Adding to the sense of surrealism was the presence of Walkerville councillor MaryLou Bishop – whose sister is former Deputy Federal Liberal leader Julie Bishop – and her husband, North Adelaide dentist Dr Joe Verco.
Bishop, who is not a Liberal Party member, told InDaily the land tax changes “are going to impact my husband enormously”.
“There were some very, very strong Liberal supporters there [last night] who are extraordinarily angry about the fact it was not discussed prior to the election – it came as a complete and total shock,” she said.
Verco said “we’re all a little aggrieved and what have you” about the aggregation provisions, which he blames for a decline in business confidence.
“I’m really grumped off,” he said, lamenting “the lack of intestinal fortitude of the Liberal Party at the moment”.
“We really do like the state… it just is upsetting to have people wanting to do some rather uncharacteristically dumb things on the way through.”
North Adelaide businessman Brenton GriGuol hosted the event, telling InDaily “it was our way of saying thank you, getting us all together and have a bunch of North Adelaide and eastern suburbs blue-bloods mixing it with the luminaries of the Labor Party”.
Asked in a Facebook post whether the meeting represented “the new North Adelaide branch of the ALP”, he responded: “When you’ve been let down by your own party, we are politically displaced, destitute and need a home that supports small business… in an answer, yes.”
GriGuol told InDaily he was now “politically homeless”, even though he’s “still got Liberal values”.
That was echoed by law firm partner, Liberal Party member and self-anointed “True Liberal” Richard Solomon, who said: “Up until the last month or so most of us who were former Liberal supporters were almost hellbent on repairing the Liberal Party – but none of us can contemplate that now.”
“We are basically people without a party, in the political wilderness,” he said.
“I can’t see myself voting for the Labor Party, but I can see myself voting for a party or a person who would be preferencing the Labor Party – particularly if they address land tax aggregation.”
The people who were there were basically the former heart and soul of the Liberal Party
Other former Liberal backers attending were entrepreneur Ben Fitzsimons and Unley dentist Dr Timothy Goh, who was thrust into the public limelight when his personal wealth as a prominent land tax critic was highlighted in a newspaper article.

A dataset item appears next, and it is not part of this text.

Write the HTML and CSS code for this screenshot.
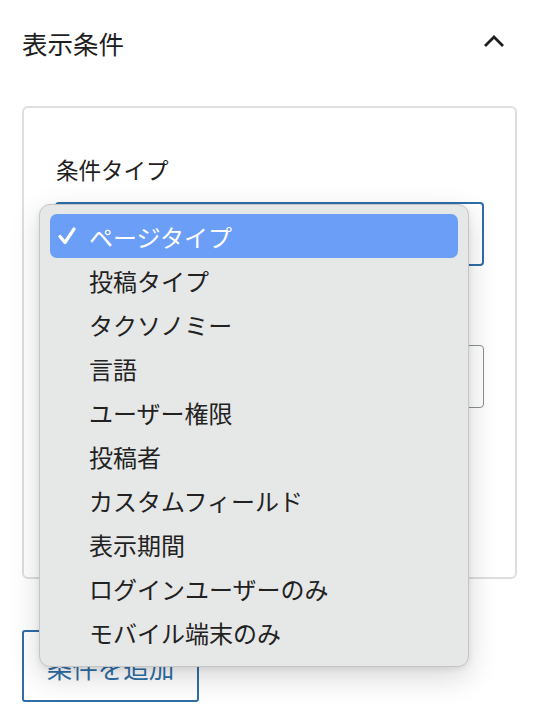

Goh said the gathering was “an eye-opening experience for me”, citing the “very unusual experience” of breaking breads with former Labor Treasurer Tom Koutsantonis.
“I’ve been having a go at Koutsantonis for years – years – and I shook hands with these guys… and they were empathetic,” he said.
“Our preconceptions from these people were very, very different from the reality.”
Koutsantonis himself said: “The people who were there were basically the former heart and soul of the Liberal Party, from what I could tell.”
North Adelaide tourism doyen Rodney Twiss said Labor, like the Liberal Party, was a broad church.
“The Liberal Party takes in Cory Bernardi through to some of the very, very socialistic MPs that are there now,” he said.
“The same thing exists in the Labor Party – some of their people are almost communists, but there are also people that realise that private enterprise is all about employment.”
He said “if it had been a year ago this [event] would have been very unusual, because all of us were going to Liberal forums”.
“But those invitations have ceased for us, and frankly I wouldn’t go because I don’t want to support the people who have made life unnecessarily hard for my wife and I,” he said.
Prominent property developer Theo Maras was an apology for the event.
Maras said he was satisfied that the Property Council, of which his son Steve is president, had negotiated for a later review of the new land tax regime, but he noted he was still “concerned to see what basis they use for the revaluation” of existing property values.
Also sending an apology was company director Frank Nardone, who wrote on Facebook: “Sorry I couldn’t make it… will make a point of getting to meet them all, bring on the next elections.”
Treasurer Rob Lucas declined to comment on the gathering.